When my son Donte Newsome was murdered on July 5, 2008, it felt like everything I had was taken away from me. Then a company called First Marblehead Corporation showed me how wrong I was.
Donte received two private student loans in college. Before my husband Bruce cosigned his loans, we asked the lender to explain the loan's terms. But they never told us that in the event of my son's death we would be forced to take on his debt. Regular student loans backed by the federal government don't treat families this way, and I didn't know that many private students lenders don't offer the same terms.
Shortly after Donte died, that's when the collection calls started. It was like a punch in the gut -- we didn't know what hit us. All of a sudden we not only had to deal with the police and attorneys investigating his murder, but we also had to deal with collectors constantly calling and reminding us of our son's death in the worst way.

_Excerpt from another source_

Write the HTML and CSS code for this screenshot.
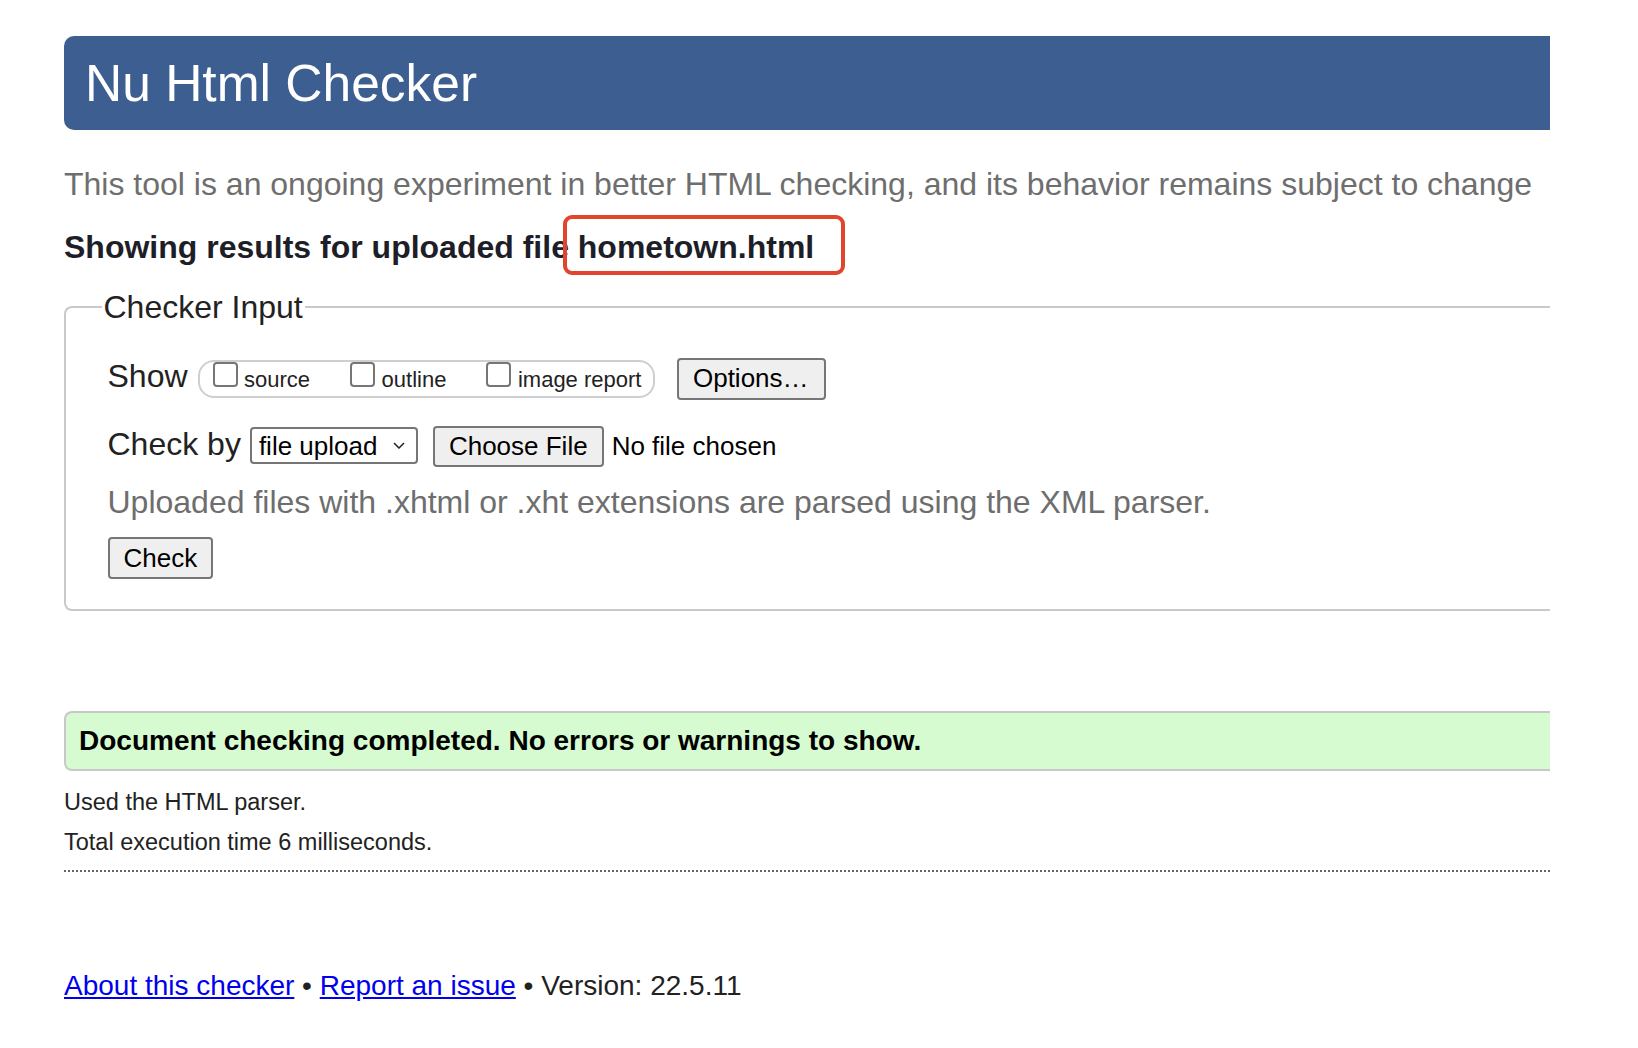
FILE: index.html
```html
<!DOCTYPE html>
<html lang="en">
<head>
<meta charset="utf-8">
<title>Nu Html Checker</title>
<link rel="stylesheet" href="styles.css">
</head>
<body>
<header class="banner">
  <h1 class="banner-title">Nu Html Checker</h1>
</header>
<p class="tagline">This tool is an ongoing experiment in better HTML checking, and its behavior remains subject to change</p>
<p class="results-for">Showing results for uploaded file <span class="filename">hometown.html</span></p>
<form class="checker-form">
  <fieldset class="checker-input">
    <legend class="checker-legend">Checker Input</legend>
    <div class="row">
      <span class="row-label">Show</span>
      <span class="show-options"><label class="opt"><input type="checkbox" class="box">source</label><label class="opt"><input type="checkbox" class="box">outline</label><label class="opt"><input type="checkbox" class="box">image report</label></span>
      <button type="button" class="btn btn-options">Options…</button>
    </div>
    <div class="row row-check-by">
      <span class="row-label label-check-by">Check by</span>
      <span class="select-wrap"><select class="select"><option>file upload</option></select><svg class="chevron" width="12" height="7" viewBox="0 0 12 7"><path d="M1 1 L6 6 L11 1" fill="none" stroke="#222" stroke-width="1.5"/></svg></span>
      <button type="button" class="btn btn-file">Choose File</button>
      <span class="file-status">No file chosen</span>
    </div>
    <p class="note">Uploaded files with .xhtml or .xht extensions are parsed using the XML parser.</p>
    <button type="button" class="btn btn-check">Check</button>
  </fieldset>
</form>
<div class="success">Document checking completed. No errors or warnings to show.</div>
<div class="meta-block">
  <p class="meta">Used the HTML parser.</p>
  <p class="meta">Total execution time 6 milliseconds.</p>
</div>
<hr class="divider">
<footer class="footer"><a href="#" class="link">About this checker</a> • <a href="#" class="link">Report an issue</a> • Version: 22.5.11</footer>
</body>
</html>
```

FILE: styles.css
```css
html, body {
  background: #fff;
}
body {
  margin: 0;
  padding: 36px 88px 0 64px;
  font-family: "Liberation Sans", Arial, sans-serif;
  color: #222;
}
.banner {
  background: #3d5e90;
  border-radius: 10px 0 0 10px;
  padding: 18px 21px;
}
.banner-title {
  margin: 0;
  font-size: 51.5px;
  font-weight: normal;
  line-height: 58px;
  color: #fff;
}
.tagline {
  margin: 36px 0 0;
  font-size: 32px;
  line-height: 36px;
  color: #6e6e6e;
  white-space: nowrap;
}
.results-for {
  margin: 26.5px 0 0;
  font-size: 32px;
  line-height: 36px;
  font-weight: bold;
  color: #1e1e28;
}
.filename {
  position: relative;
}
.filename::after {
  content: "";
  position: absolute;
  left: -15px;
  top: -14px;
  width: 282px;
  height: 60px;
  box-sizing: border-box;
  border: 4px solid #e2442e;
  border-radius: 9px;
}
.checker-form {
  margin: 24px 0 0;
}
.checker-input {
  margin: 0;
  min-width: 0;
  border: 2px solid #c9c9c9;
  border-right: 0;
  border-radius: 8px 0 0 8px;
  padding: 33px 0 30px 41.5px;
}
.checker-legend {
  margin-left: -6px;
  padding: 0 2px;
  font-size: 32px;
  line-height: 36px;
  color: #222;
}
.row {
  display: flex;
  align-items: baseline;
}
.row-check-by {
  margin-top: 26px;
}
.row-label {
  font-size: 32px;
  line-height: 36px;
  margin-right: 10px;
}
.label-check-by {
  margin-right: 9px;
}
.show-options {
  display: inline-block;
  box-sizing: border-box;
  height: 38px;
  border: 2px solid #cfcfcf;
  border-radius: 16px;
  padding: 0 11.5px 0 13px;
  font-size: 22px;
  line-height: 30px;
  white-space: nowrap;
}
.opt + .opt {
  margin-left: 40px;
}
.box {
  appearance: none;
  -webkit-appearance: none;
  display: inline-block;
  vertical-align: baseline;
  width: 25px;
  height: 25px;
  margin: 0 6.5px 0 0;
  box-sizing: border-box;
  border: 2px solid #767676;
  border-radius: 4px;
  background: #fff;
}
.btn {
  font-family: "Liberation Sans", Arial, sans-serif;
  font-size: 26px;
  color: #000;
  background: #efefef;
  border: 2px solid #767676;
  border-radius: 4px;
  height: 42px;
  padding: 0 14px;
  box-sizing: border-box;
}
.btn-options {
  margin-left: 22px;
  padding: 0 15px 0 14px;
}
.select-wrap {
  position: relative;
  display: inline-block;
}
.select {
  appearance: none;
  -webkit-appearance: none;
  width: 168px;
  height: 37px;
  box-sizing: border-box;
  border: 2px solid #767676;
  border-radius: 4px;
  background: #fff;
  padding: 0 30px 0 7px;
  font-family: "Liberation Sans", Arial, sans-serif;
  font-size: 26px;
  color: #000;
}
.chevron {
  position: absolute;
  right: 13px;
  top: 15px;
}
.btn-file {
  margin-left: 15px;
  height: 41px;
}
.file-status {
  margin-left: 8px;
  font-size: 26px;
  color: #000;
}
.note {
  margin: 17.5px 0 0;
  font-size: 32px;
  line-height: 36px;
  color: #6e6e6e;
  white-space: nowrap;
}
.btn-check {
  margin-top: 17px;
  display: block;
}
.success {
  margin-top: 100px;
  background: #d6fbd0;
  border: 2px solid #c8c8c8;
  border-right: 0;
  border-radius: 8px 0 0 8px;
  padding: 12px 13px;
  font-size: 28px;
  line-height: 32px;
  font-weight: bold;
  color: #000;
}
.meta-block {
  margin-top: 11px;
}
.meta {
  margin: 0;
  font-size: 23.5px;
  line-height: 40px;
  color: #222;
}
.divider {
  margin: 8px 0 0;
  border: 0;
  border-top: 2px dotted #666;
  height: 0;
}
.footer {
  margin-top: 98px;
  font-size: 28px;
  line-height: 32px;
  color: #222;
}
.link {
  color: #0000ee;
  text-decoration: underline;
}
```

These loans have become a financial hardship for my family, and our lives have been changed forever. We have pleaded with American Education Services, the servicer for First Marblehead, to forgive the loans. But First Marblehead has refused to forgive Donte's student debt. The student loan debt, which is now showing on Bruce's credit report, can seriously affect his job and career.
This issue doesn't just impact me -- it affects countless families who lose a son or a daughter too soon. This is why I'm calling on First Marblehead Corporation to forgive my son's debt, and to adopt a policy of debt forgiveness when a loan's primary borrower dies. Thank you for your support.
In doing so, you would bring your policy in line with a growing number of private student lenders, such as Wells Fargo, Sallie Mae, and Key Bank.
I urge you to immediately do the right thing for Donte Newsome's family, and every other family that meets such terrible tragedy.